▶ _Work instructions_
Set down the data below without change, skipping the pictures it holds.

▶ _Information shown_
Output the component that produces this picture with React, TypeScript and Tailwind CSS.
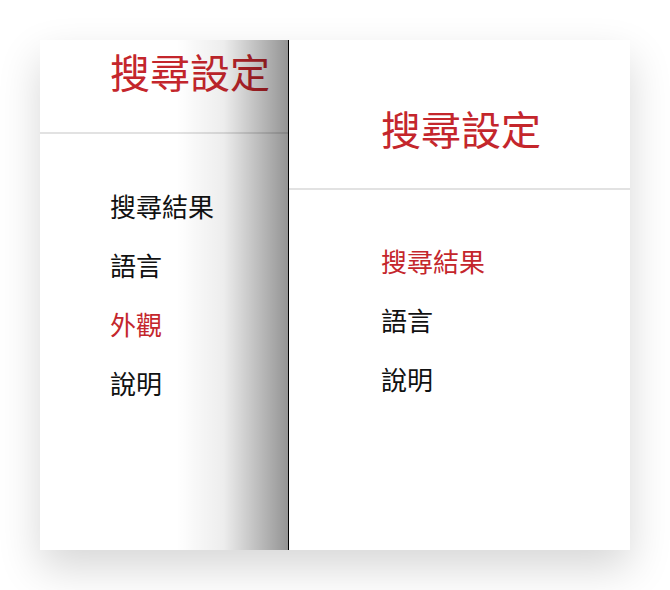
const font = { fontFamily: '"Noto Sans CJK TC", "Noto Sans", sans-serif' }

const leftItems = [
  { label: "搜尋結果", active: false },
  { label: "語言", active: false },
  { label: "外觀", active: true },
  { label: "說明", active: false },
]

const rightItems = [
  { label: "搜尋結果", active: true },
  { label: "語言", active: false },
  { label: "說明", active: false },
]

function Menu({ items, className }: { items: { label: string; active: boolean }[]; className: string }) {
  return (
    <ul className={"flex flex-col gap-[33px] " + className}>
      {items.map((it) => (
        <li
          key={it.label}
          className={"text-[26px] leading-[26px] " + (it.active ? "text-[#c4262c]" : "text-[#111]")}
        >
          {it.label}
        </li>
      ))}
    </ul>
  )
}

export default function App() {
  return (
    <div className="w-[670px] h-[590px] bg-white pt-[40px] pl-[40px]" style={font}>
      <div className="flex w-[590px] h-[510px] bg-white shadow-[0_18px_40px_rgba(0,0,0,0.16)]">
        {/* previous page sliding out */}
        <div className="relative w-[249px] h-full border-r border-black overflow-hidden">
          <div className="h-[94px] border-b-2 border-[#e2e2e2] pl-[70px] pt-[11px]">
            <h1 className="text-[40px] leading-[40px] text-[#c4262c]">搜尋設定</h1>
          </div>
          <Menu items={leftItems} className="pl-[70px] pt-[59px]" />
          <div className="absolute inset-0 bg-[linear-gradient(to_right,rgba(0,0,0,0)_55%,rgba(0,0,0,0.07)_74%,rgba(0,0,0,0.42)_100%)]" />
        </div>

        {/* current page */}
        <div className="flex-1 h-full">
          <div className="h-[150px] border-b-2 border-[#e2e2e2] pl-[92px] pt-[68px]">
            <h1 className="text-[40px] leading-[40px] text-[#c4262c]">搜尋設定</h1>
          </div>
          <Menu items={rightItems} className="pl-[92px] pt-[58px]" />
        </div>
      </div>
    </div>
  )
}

▶ _Task result_
Output the component that produces this picture with React, TypeScript and Tailwind CSS.
const font = { fontFamily: '"Noto Sans CJK TC", "Noto Sans", sans-serif' }

const leftItems = [
  { label: "搜尋結果", active: false },
  { label: "語言", active: false },
  { label: "外觀", active: true },
  { label: "說明", active: false },
]

const rightItems = [
  { label: "搜尋結果", active: true },
  { label: "語言", active: false },
  { label: "說明", active: false },
]

function Menu({ items, className }: { items: { label: string; active: boolean }[]; className: string }) {
  return (
    <ul className={"flex flex-col gap-[33px] " + className}>
      {items.map((it) => (
        <li
          key={it.label}
          className={"text-[26px] leading-[26px] " + (it.active ? "text-[#c4262c]" : "text-[#111]")}
        >
          {it.label}
        </li>
      ))}
    </ul>
  )
}

export default function App() {
  return (
    <div className="w-[670px] h-[590px] bg-white pt-[40px] pl-[40px]" style={font}>
      <div className="flex w-[590px] h-[510px] bg-white shadow-[0_18px_40px_rgba(0,0,0,0.16)]">
        {/* previous page sliding out */}
        <div className="relative w-[249px] h-full border-r border-black overflow-hidden">
          <div className="h-[94px] border-b-2 border-[#e2e2e2] pl-[70px] pt-[11px]">
            <h1 className="text-[40px] leading-[40px] text-[#c4262c]">搜尋設定</h1>
          </div>
          <Menu items={leftItems} className="pl-[70px] pt-[59px]" />
          <div className="absolute inset-0 bg-[linear-gradient(to_right,rgba(0,0,0,0)_55%,rgba(0,0,0,0.07)_74%,rgba(0,0,0,0.42)_100%)]" />
        </div>

        {/* current page */}
        <div className="flex-1 h-full">
          <div className="h-[150px] border-b-2 border-[#e2e2e2] pl-[92px] pt-[68px]">
            <h1 className="text-[40px] leading-[40px] text-[#c4262c]">搜尋設定</h1>
          </div>
          <Menu items={rightItems} className="pl-[92px] pt-[58px]" />
        </div>
      </div>
    </div>
  )
}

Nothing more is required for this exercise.